* The problem
Lines containing the string "components" are to be collected in full.

* Recorded data

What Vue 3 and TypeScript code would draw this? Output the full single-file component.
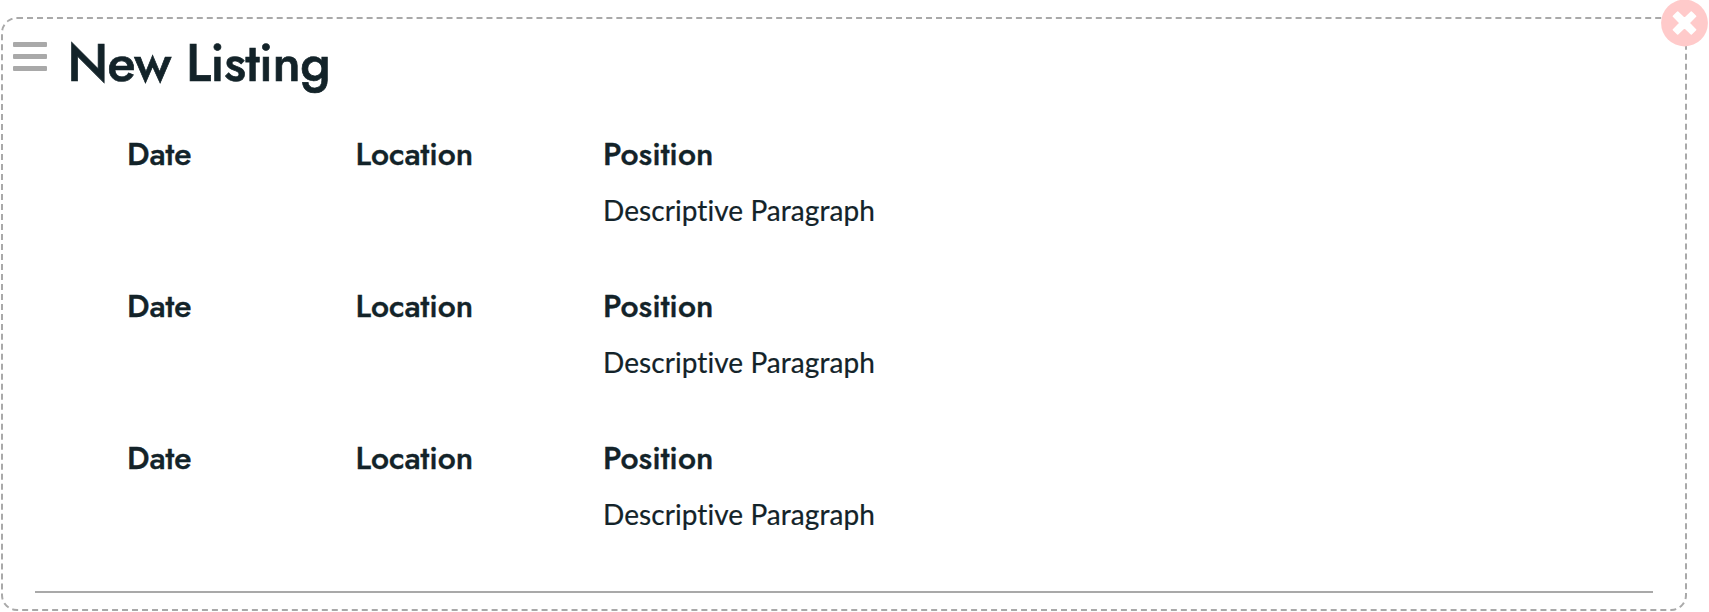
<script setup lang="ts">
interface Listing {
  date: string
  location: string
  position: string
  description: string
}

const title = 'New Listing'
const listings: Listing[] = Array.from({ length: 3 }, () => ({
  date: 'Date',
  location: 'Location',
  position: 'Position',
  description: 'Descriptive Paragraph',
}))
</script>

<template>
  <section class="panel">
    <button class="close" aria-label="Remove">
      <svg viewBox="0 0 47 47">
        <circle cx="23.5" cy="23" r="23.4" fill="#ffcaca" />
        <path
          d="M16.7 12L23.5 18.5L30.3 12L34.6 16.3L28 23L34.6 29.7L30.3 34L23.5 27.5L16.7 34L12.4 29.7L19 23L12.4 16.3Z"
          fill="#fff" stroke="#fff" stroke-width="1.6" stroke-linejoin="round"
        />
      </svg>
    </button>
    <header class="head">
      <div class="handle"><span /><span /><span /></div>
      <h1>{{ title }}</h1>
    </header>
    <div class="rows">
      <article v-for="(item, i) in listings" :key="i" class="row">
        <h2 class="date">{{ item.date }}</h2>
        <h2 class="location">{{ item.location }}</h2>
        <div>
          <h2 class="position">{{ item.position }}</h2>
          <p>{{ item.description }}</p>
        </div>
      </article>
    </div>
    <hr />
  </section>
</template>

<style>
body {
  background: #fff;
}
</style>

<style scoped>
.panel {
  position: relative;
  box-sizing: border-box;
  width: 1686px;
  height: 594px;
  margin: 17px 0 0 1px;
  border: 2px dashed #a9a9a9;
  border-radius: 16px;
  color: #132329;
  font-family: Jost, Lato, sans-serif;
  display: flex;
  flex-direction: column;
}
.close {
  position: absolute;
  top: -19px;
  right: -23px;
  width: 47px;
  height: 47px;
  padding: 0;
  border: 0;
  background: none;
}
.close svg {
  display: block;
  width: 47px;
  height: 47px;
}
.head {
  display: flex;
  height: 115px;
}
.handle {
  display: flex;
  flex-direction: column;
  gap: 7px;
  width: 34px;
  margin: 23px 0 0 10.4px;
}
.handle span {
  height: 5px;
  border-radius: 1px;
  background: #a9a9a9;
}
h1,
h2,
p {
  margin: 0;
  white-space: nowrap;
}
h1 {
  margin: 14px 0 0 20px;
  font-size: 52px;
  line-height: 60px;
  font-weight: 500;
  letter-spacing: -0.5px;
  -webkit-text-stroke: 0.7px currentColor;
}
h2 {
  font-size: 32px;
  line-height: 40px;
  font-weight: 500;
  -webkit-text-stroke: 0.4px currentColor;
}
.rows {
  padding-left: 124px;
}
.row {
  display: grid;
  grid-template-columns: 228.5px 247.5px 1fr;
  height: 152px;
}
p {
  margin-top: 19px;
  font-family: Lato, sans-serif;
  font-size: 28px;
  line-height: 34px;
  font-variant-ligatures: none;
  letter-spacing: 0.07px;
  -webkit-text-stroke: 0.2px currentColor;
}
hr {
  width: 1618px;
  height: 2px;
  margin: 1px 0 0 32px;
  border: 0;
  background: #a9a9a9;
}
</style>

--

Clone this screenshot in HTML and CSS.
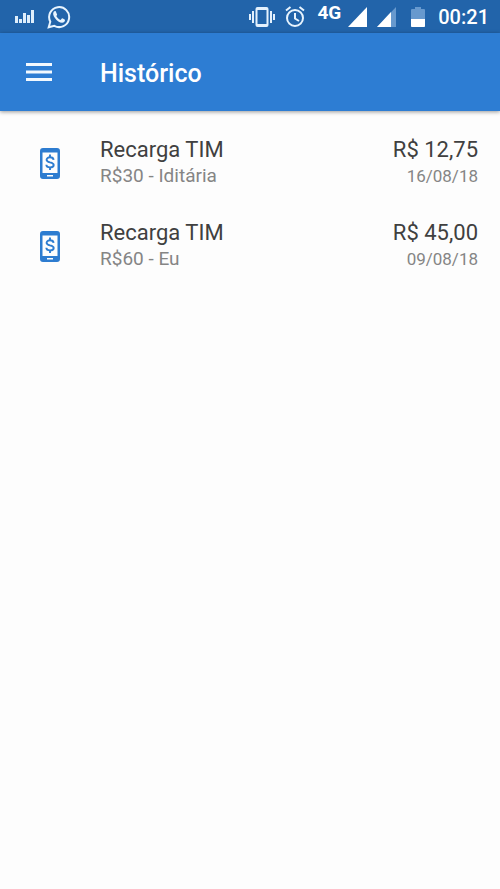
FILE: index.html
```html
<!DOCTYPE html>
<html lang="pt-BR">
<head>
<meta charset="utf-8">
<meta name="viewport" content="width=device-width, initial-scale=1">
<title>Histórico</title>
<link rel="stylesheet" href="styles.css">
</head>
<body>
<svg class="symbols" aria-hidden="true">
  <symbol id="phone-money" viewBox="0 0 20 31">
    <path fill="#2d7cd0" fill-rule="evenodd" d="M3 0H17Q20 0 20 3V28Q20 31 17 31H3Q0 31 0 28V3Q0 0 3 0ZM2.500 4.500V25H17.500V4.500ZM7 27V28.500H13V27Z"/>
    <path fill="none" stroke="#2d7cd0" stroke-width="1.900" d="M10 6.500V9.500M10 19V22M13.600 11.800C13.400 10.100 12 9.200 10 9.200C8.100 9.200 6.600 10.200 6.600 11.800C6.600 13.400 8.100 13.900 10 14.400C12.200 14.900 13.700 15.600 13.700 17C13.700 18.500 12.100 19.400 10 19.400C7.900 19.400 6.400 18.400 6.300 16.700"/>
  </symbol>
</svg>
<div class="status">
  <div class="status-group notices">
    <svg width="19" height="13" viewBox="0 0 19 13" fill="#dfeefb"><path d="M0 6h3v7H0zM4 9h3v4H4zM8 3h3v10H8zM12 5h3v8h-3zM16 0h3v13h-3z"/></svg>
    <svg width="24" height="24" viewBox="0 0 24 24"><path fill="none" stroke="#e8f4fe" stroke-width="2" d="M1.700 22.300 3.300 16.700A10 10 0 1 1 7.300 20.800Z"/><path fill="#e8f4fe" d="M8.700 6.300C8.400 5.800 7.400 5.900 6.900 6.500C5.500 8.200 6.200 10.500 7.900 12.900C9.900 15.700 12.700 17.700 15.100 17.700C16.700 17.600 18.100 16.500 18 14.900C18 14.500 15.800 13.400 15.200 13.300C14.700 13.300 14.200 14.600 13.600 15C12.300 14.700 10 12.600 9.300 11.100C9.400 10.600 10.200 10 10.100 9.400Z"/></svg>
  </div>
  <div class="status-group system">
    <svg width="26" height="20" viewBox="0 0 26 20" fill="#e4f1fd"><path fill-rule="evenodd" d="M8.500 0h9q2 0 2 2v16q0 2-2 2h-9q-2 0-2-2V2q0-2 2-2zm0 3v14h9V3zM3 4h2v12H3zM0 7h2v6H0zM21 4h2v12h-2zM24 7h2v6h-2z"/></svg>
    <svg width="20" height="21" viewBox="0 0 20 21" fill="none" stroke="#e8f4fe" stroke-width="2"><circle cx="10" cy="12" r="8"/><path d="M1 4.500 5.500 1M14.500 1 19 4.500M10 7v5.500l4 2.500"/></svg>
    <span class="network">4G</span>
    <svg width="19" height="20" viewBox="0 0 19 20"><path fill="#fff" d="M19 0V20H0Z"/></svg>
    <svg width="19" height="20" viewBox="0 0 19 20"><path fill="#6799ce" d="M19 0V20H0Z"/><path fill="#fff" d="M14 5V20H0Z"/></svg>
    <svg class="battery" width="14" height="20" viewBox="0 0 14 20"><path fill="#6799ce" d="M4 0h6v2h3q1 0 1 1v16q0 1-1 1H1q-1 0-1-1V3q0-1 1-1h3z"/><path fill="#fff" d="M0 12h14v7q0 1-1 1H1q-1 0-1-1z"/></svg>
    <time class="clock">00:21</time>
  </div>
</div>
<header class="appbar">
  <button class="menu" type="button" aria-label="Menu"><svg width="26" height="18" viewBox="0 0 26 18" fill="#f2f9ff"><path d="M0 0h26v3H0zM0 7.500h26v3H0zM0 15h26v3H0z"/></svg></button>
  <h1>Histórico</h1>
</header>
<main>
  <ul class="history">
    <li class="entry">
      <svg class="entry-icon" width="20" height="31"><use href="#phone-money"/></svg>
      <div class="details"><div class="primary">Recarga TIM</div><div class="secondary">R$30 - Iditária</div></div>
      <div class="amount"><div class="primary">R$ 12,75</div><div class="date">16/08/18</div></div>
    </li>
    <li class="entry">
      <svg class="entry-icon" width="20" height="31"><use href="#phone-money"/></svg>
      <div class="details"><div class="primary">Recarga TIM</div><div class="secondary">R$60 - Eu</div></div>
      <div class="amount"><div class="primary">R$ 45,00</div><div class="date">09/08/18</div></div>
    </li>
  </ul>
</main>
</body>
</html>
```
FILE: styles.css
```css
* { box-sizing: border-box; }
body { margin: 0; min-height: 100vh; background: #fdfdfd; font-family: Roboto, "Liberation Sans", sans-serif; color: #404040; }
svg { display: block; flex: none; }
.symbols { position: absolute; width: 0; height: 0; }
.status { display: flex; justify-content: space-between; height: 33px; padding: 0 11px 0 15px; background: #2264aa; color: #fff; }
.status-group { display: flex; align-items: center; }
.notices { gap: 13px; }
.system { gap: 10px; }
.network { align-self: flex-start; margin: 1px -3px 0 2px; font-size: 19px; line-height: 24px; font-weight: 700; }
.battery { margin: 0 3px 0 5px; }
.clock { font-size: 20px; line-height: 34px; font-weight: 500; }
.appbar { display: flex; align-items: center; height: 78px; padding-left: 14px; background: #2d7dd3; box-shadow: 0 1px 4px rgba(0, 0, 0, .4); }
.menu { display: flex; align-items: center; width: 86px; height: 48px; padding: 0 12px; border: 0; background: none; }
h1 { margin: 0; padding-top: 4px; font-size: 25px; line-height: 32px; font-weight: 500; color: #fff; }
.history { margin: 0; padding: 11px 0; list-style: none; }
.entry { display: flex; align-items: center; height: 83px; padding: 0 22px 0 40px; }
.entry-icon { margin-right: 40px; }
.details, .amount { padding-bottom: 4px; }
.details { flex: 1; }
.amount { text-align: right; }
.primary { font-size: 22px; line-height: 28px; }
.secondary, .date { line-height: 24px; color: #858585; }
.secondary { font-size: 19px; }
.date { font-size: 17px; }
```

...

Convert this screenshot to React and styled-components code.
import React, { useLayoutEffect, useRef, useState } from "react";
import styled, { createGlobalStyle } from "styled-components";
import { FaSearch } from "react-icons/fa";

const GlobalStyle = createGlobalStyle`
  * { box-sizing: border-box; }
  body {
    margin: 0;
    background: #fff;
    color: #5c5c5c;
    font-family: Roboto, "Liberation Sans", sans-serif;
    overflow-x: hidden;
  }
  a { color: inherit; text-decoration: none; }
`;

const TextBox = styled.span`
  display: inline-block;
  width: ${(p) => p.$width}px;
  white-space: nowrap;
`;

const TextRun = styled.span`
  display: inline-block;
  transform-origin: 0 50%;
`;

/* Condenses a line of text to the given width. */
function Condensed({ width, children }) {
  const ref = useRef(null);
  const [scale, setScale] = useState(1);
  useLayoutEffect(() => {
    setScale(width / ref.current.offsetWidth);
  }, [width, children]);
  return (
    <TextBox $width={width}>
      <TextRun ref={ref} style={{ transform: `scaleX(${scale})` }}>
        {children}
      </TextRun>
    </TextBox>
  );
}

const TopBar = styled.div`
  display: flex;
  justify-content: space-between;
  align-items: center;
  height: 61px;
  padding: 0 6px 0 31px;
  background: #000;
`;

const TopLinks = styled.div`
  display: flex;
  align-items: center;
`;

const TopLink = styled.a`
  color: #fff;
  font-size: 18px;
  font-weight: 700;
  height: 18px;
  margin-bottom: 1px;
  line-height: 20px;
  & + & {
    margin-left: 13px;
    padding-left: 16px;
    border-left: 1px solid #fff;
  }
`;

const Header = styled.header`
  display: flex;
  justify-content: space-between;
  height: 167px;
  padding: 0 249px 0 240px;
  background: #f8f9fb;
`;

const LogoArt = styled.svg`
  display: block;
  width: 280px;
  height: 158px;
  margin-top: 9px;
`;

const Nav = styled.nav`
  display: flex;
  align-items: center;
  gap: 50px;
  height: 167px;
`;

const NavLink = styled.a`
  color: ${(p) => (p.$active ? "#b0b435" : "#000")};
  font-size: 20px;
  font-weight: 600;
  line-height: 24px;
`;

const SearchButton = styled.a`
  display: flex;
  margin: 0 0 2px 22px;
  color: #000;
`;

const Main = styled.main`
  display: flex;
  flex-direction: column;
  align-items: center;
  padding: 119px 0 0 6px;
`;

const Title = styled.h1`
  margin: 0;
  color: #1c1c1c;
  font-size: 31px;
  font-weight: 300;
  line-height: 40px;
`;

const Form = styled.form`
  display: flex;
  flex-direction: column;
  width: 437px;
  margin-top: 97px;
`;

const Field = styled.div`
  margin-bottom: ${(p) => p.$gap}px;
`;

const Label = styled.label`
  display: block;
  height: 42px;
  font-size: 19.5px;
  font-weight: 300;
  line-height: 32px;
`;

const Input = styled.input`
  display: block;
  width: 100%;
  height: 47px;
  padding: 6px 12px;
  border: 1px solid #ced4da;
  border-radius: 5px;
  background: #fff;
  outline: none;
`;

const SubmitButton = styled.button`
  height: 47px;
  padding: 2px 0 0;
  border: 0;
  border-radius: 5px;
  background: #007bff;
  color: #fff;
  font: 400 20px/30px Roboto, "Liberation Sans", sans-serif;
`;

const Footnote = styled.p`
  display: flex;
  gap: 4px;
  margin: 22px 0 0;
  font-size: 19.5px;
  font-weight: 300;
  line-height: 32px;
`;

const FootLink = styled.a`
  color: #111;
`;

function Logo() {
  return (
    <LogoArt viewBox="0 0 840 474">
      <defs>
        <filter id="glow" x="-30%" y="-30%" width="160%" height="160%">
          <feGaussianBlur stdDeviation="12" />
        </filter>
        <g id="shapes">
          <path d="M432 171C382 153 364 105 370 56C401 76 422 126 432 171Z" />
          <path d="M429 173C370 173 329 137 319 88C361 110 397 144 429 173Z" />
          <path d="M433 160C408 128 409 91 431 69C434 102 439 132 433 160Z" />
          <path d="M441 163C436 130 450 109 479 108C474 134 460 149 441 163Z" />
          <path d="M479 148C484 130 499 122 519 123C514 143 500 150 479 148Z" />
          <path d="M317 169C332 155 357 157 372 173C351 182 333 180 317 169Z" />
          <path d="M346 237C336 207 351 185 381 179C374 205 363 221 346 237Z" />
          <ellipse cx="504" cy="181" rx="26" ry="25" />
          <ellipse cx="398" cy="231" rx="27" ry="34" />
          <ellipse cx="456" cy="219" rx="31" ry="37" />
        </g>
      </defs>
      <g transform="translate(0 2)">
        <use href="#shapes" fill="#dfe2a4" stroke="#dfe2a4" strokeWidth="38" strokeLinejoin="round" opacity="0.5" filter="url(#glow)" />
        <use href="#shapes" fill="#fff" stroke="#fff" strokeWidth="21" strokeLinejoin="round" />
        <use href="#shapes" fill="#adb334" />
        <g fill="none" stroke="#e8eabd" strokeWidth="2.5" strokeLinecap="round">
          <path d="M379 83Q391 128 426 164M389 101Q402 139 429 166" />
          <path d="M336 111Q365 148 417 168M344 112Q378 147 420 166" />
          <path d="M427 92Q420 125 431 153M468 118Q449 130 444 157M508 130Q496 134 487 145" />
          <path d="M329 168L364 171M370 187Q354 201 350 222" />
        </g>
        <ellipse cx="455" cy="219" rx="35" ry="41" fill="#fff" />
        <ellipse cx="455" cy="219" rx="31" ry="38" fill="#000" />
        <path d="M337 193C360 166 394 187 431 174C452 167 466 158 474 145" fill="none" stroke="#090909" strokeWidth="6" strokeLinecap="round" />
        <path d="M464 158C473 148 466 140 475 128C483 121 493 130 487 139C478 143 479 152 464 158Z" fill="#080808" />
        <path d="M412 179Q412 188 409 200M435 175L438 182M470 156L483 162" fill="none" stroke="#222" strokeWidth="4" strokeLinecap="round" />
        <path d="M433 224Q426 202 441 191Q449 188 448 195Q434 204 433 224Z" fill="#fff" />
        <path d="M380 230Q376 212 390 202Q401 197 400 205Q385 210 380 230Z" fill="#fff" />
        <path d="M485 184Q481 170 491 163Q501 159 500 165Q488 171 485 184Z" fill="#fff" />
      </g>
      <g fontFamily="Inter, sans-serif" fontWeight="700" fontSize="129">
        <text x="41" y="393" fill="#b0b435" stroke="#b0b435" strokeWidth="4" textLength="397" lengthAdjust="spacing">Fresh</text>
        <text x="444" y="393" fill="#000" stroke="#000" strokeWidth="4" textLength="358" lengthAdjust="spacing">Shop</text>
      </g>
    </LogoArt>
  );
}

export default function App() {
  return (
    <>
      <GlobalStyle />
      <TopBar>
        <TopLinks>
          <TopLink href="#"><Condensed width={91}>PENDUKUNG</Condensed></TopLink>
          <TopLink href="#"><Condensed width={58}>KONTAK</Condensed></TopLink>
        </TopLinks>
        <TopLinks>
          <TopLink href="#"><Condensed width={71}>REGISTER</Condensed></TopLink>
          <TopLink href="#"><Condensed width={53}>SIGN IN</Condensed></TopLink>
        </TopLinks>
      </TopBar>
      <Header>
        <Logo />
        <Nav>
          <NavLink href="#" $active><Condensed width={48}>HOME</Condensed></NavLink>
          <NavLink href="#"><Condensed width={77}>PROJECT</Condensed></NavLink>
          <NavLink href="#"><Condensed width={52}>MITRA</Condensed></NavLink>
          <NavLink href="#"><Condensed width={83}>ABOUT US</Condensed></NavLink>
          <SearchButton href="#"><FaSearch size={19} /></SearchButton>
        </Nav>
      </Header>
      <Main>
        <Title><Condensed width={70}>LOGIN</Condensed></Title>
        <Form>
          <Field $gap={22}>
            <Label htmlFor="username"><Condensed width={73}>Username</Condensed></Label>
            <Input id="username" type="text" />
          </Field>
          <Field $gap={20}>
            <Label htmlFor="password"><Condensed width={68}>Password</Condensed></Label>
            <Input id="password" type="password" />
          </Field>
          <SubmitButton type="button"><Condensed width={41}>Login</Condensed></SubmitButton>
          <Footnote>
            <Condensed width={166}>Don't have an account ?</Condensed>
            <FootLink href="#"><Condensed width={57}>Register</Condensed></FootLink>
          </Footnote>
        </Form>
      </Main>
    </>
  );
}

* Correct answer
Convert this screenshot to React and styled-components code.
import styled, { createGlobalStyle } from "styled-components";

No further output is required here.